In January of 1965, twelve hundred interested community members gathered to celebrate the launch of "a major new force in the cultural and education life in our state." A letter from the office of Governor Edmund G. Brown, read before the audience, stated that KCET (Channel 28) was to be a resource for the state to "help people better understand a world in which science and technology are changing at a rate unequaled in history."

Dr. Lee A. DuBridge, educator, physicist and Chairmen of the Board of Community Television of Southern California, presented the inaugural launch of the educational broadcast television station, an integral part of the Greater Los Angeles Community.

"It would be impossible to build and operate a major television station without some money and without some skillful, hard work. Since community television is a non-profit corporation, the money must be raised by the voluntary donations of generous individuals and companies who are interested in the cultural and educational welfare of Los Angeles." Dr. Lee A. DuBridge

Wholly devoted to cultural and educational television, KCET Channel 28 had already proved in it's first four months on-air to be "quite new, quite different, and quite worthwhile." Some of Hollywood's brightest stars contributed their talents to the evening as a salute to Channel 28. Here are some selected moments from the video:

20:30 Dick Van Dyke comes on stage to introduce the performers

23:40 Jackie Joseph and Ken Berry perform a song

29:00 Jose Jimenez interviewed as "the man on the street" with Dick Van Dyke

34:40 Gospel-folk singers Joe and Eddie perform "There's a Meeting Here Tonight"

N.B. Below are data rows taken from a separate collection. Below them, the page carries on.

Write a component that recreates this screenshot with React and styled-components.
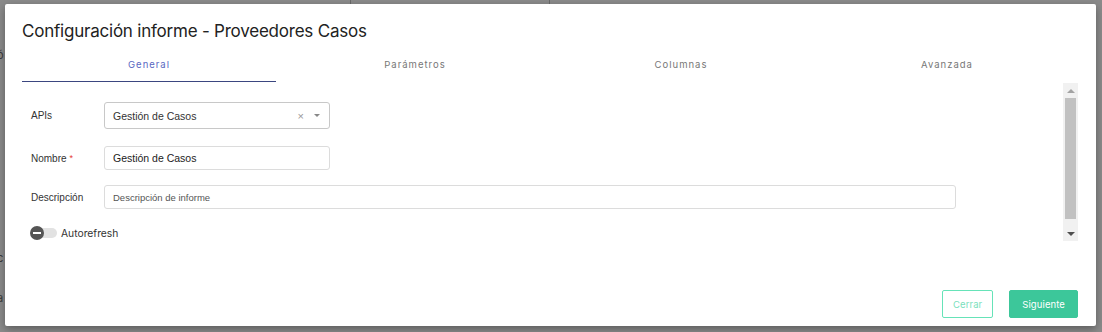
import React from 'react';
import styled, { createGlobalStyle } from 'styled-components';

const GlobalStyle = createGlobalStyle`
    html, body {
        margin: 0;
        padding: 0;
        background: #8b8b8b;
        overflow: hidden;
    }
    * {
        box-sizing: border-box;
    }
`;

/* página de fondo, tapada por el overlay */
const Backdrop = styled.div`
    width: 1102px;
    height: 332px;
    position: relative;
    background: #8b8b8b;
    font-family: 'Inter', 'Liberation Sans', sans-serif;
`;

const BackLine = styled.div`
    position: absolute;
    top: 0;
    left: ${(p) => p.$x}px;
    width: 1px;
    height: 5px;
    background: #6a6a6a;
`;

const BackLetter = styled.span`
    position: absolute;
    left: -3px;
    top: ${(p) => p.$y}px;
    font-size: 11px;
    color: #3a3a3a;
`;

const Modal = styled.div`
    position: absolute;
    top: 4px;
    left: 5px;
    width: 1091px;
    height: 322px;
    background: #fff;
    border-radius: 2px;
    box-shadow: 0 3px 8px rgba(0, 0, 0, 0.35);
    display: flex;
    flex-direction: column;
    font-family: 'Inter', 'Liberation Sans', sans-serif;
`;

const Title = styled.h2`
    margin: 0;
    padding: 16px 17px 0 17px;
    font-size: 17px;
    line-height: 22px;
    font-weight: 400;
    color: #222;
    letter-spacing: -0.22px;
`;

const TabBar = styled.div`
    display: grid;
    grid-template-columns: repeat(4, 1fr);
    margin: 4px 16px 0 11px;
    height: 36px;
`;

const Tab = styled.div`
    position: relative;
    display: flex;
    align-items: center;
    justify-content: center;
    font-size: 9.5px;
    letter-spacing: 1px;
    color: ${(p) => (p.$active ? '#5a68c2' : '#777')};

    &::after {
        content: '';
        display: ${(p) => (p.$active ? 'block' : 'none')};
        position: absolute;
        left: 6px;
        right: 6px;
        bottom: 0;
        height: 1px;
        background: #3b4680;
    }
`;

const Body = styled.div`
    display: flex;
    margin: 1px 18px 0 11px;
    height: 158px;
`;

const Form = styled.div`
    flex: 1;
    display: flex;
    flex-direction: column;
    padding: 19px 0 0 15px;
`;

const Row = styled.div`
    display: flex;
    align-items: center;
    margin-bottom: ${(p) => p.$gap}px;
`;

const Label = styled.label`
    width: 73px;
    font-family: 'Liberation Sans', Arial, sans-serif;
    font-size: 10px;
    color: #333;
`;

const Required = styled.span`
    color: #e53935;
    margin-left: 3px;
    font-size: 9px;
    vertical-align: top;
`;

const Select = styled.div`
    width: 226px;
    height: 27px;
    border: 1px solid #c8c8c8;
    border-radius: 3px;
    display: flex;
    align-items: center;
    padding: 0 9px 0 8px;
    font-family: 'Liberation Sans', Arial, sans-serif;
    font-size: 10.5px;
    color: #333;
`;

const SelectValue = styled.span`
    flex: 1;
`;

const Clear = styled.span`
    color: #999;
    font-size: 11px;
    margin-right: 10px;
`;

const Caret = styled.span`
    width: 0;
    height: 0;
    border-left: 3.5px solid transparent;
    border-right: 3.5px solid transparent;
    border-top: 3.5px solid #888;
`;

const Input = styled.input`
    width: ${(p) => p.$w}px;
    height: 24px;
    border: 1px solid #dcdcdc;
    border-radius: 3px;
    padding: 0 8px;
    font-family: 'Liberation Sans', Arial, sans-serif;
    font-size: ${(p) => (p.$small ? 9.5 : 10.5)}px;
    color: #222;
    outline: none;

    &::placeholder {
        color: #555;
    }
`;

const Toggle = styled.div`
    position: relative;
    width: 27px;
    height: 14px;
    margin-left: -1px;
`;

const Track = styled.div`
    position: absolute;
    left: 6px;
    right: 0;
    top: 2px;
    height: 10px;
    border-radius: 5px;
    background: #e2e2e2;
`;

const Knob = styled.div`
    position: absolute;
    left: 0;
    top: 0;
    width: 14px;
    height: 14px;
    border-radius: 50%;
    background: #555;
    display: flex;
    align-items: center;
    justify-content: center;

    &::before {
        content: '';
        width: 8px;
        height: 2px;
        background: #fff;
    }
`;

const ToggleText = styled.span`
    margin-left: 4px;
    font-size: 10.3px;
    color: #333;
`;

const Scrollbar = styled.div`
    width: 15px;
    height: 158px;
    background: #f1f1f1;
    display: flex;
    flex-direction: column;
    align-items: center;
`;

const Arrow = styled.div`
    height: 15px;
    display: flex;
    align-items: center;
    justify-content: center;

    &::before {
        content: '';
        border-left: 4px solid transparent;
        border-right: 4px solid transparent;
        ${(p) => (p.$up ? 'border-bottom: 4px solid #a3a3a3;' : 'border-top: 4px solid #505050;')}
    }
`;

const Thumb = styled.div`
    width: 11px;
    height: 121px;
    background: #c1c1c1;
`;

const Spacer = styled.div`
    flex: 1;
`;

const Footer = styled.div`
    display: flex;
    justify-content: flex-end;
    gap: 16px;
    padding: 0 18px 8px 0;
`;

const Button = styled.button`
    height: 28px;
    padding: 0 ${(p) => (p.$primary ? 12 : 10)}px;
    border-radius: 2px;
    border: 1px solid ${(p) => (p.$primary ? '#3cc79a' : '#66e3b8')};
    background: ${(p) => (p.$primary ? '#3cc79a' : '#fff')};
    color: ${(p) => (p.$primary ? '#fff' : '#7adfbd')};
    font-family: 'Inter', 'Liberation Sans', sans-serif;
    font-size: 9.5px;
    letter-spacing: 0.1px;
`;

export default function App() {
    return (
        <>
            <GlobalStyle />
            <Backdrop>
                <BackLine $x={350} />
                <BackLine $x={549} />
                <BackLetter $y={48}>ó</BackLetter>
                <BackLetter $y={251}>c</BackLetter>
                <BackLetter $y={291}>a</BackLetter>

                <Modal>
                    <Title>Configuración informe - Proveedores Casos</Title>
                    <TabBar>
                        <Tab $active>General</Tab>
                        <Tab>Parámetros</Tab>
                        <Tab>Columnas</Tab>
                        <Tab>Avanzada</Tab>
                    </TabBar>
                    <Body>
                        <Form>
                            <Row $gap={17}>
                                <Label>APIs</Label>
                                <Select>
                                    <SelectValue>Gestión de Casos</SelectValue>
                                    <Clear>×</Clear>
                                    <Caret />
                                </Select>
                            </Row>
                            <Row $gap={15}>
                                <Label>
                                    Nombre<Required>*</Required>
                                </Label>
                                <Input $w={226} defaultValue="Gestión de Casos" />
                            </Row>
                            <Row $gap={17}>
                                <Label>Descripción</Label>
                                <Input $w={852} $small placeholder="Descripción de informe" />
                            </Row>
                            <Row $gap={0}>
                                <Toggle>
                                    <Track />
                                    <Knob />
                                </Toggle>
                                <ToggleText>Autorefresh</ToggleText>
                            </Row>
                        </Form>
                        <Scrollbar>
                            <Arrow $up />
                            <Thumb />
                            <Spacer />
                            <Arrow />
                        </Scrollbar>
                    </Body>
                    <Spacer />
                    <Footer>
                        <Button>Cerrar</Button>
                        <Button $primary>Siguiente</Button>
                    </Footer>
                </Modal>
            </Backdrop>
        </>
    );
}
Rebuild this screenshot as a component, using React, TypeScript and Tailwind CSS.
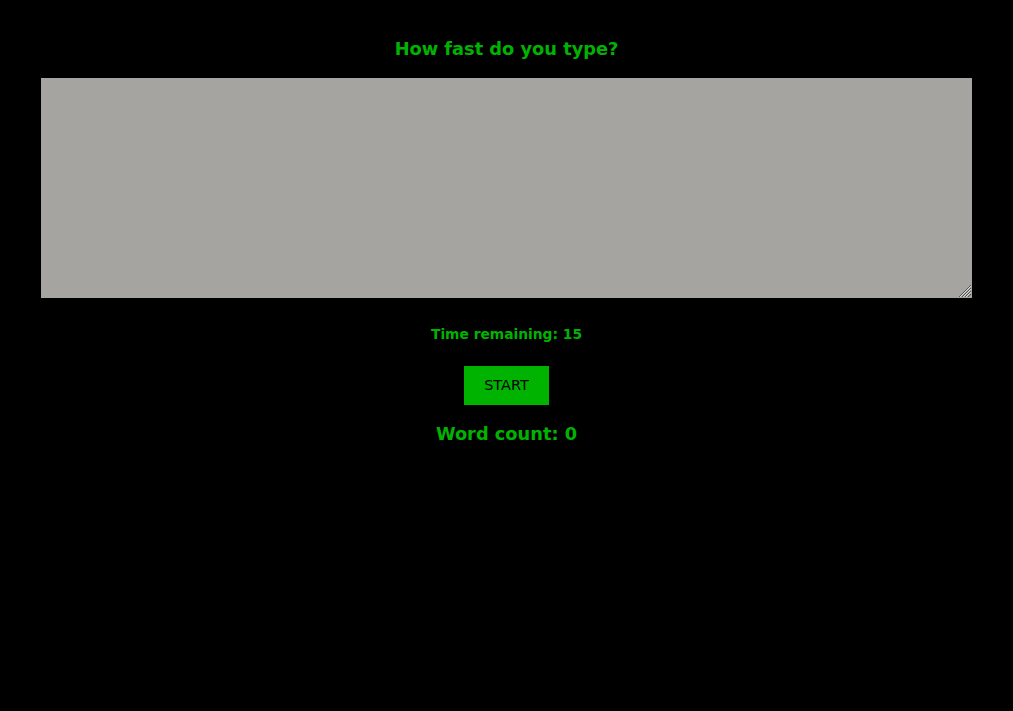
import React from "react";

export default function App() {
  return (
    <div
      className="min-h-[711px] w-full bg-black text-[#00b300] flex flex-col items-center"
      style={{ fontFamily: '"Comic Sans MS", "DejaVu Sans", sans-serif' }}
    >
      <h3 className="mt-[37px] h-[23px] text-[17.8px] leading-[24px] font-bold">How fast do you type?</h3>
      <div className="relative mt-[18px] w-[931px] h-[220px]">
        <textarea className="w-full h-full bg-[#a5a4a1] border-0 outline-none block resize-none" />
        <svg className="absolute right-0 bottom-0 pointer-events-none" width="16" height="16" viewBox="0 0 16 16">
          <g stroke="#555" strokeWidth="1">
            <line x1="3" y1="15" x2="15" y2="3" />
            <line x1="6" y1="15" x2="15" y2="6" />
            <line x1="9" y1="15" x2="15" y2="9" />
            <line x1="12" y1="15" x2="15" y2="12" />
          </g>
          <g stroke="#d8d8d8" strokeWidth="1">
            <line x1="4" y1="15" x2="15" y2="4" />
            <line x1="7" y1="15" x2="15" y2="7" />
            <line x1="10" y1="15" x2="15" y2="10" />
          </g>
        </svg>
      </div>
      <h4 className="mt-[26px] h-[20px] text-[13.8px] leading-[20px] font-bold">Time remaining: 15</h4>
      <button className="mt-[22px] w-[85px] h-[39px] bg-[#00b300] text-black text-[14.5px] leading-[39px]">START</button>
      <h3 className="mt-[17px] h-[24px] text-[17.8px] leading-[24px] font-bold">Word count: 0</h3>
    </div>
  );
}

37:50 Carl Reiner takes the stage accompanied by a familiar looking waiter who seems to be confused about his whereabouts

46:00 A troupe of UCLA actors, in the form of two young ladies (Betty Harford and Nina Fosch), regale the audience with a scene from Shakespeare's Henry V

55:17 Irving Stone (writer, Lust For Life) takes the stage to speak about idealism

"We can open wide the door so that we and our children-- our whole population-- can grow, can get new concepts, can get new faiths. The one thing that I think we need most desperately is a faith in the future that has been enunciated earlier today. But here is a great opportunity. Here is a new star being born-- to lead us into the road to the future so that instead of being dwarfs in our fears, and our anxieties, we can grow fifteen feet tall, we can become giants because we will know what is going to happen in the word, we will know that man can control the forces of nature-- and his fellow men-- we will know that the doors will be opened to all races, all creeds, all religions, all civilizations, all cultures, because it will be made available to us and we will grow and we will find a good and a creative and a constructive world-- and a good world to live in. This is the star, my friends, that has been born here tonight." -Irving Stone

The evening ends with Dick Van Dyke reminding the audience that while the show is ending, it is only the beginning. Fifty years later, KCET continues to devote itself to the development of the cultural life of Los Angeles and all of California.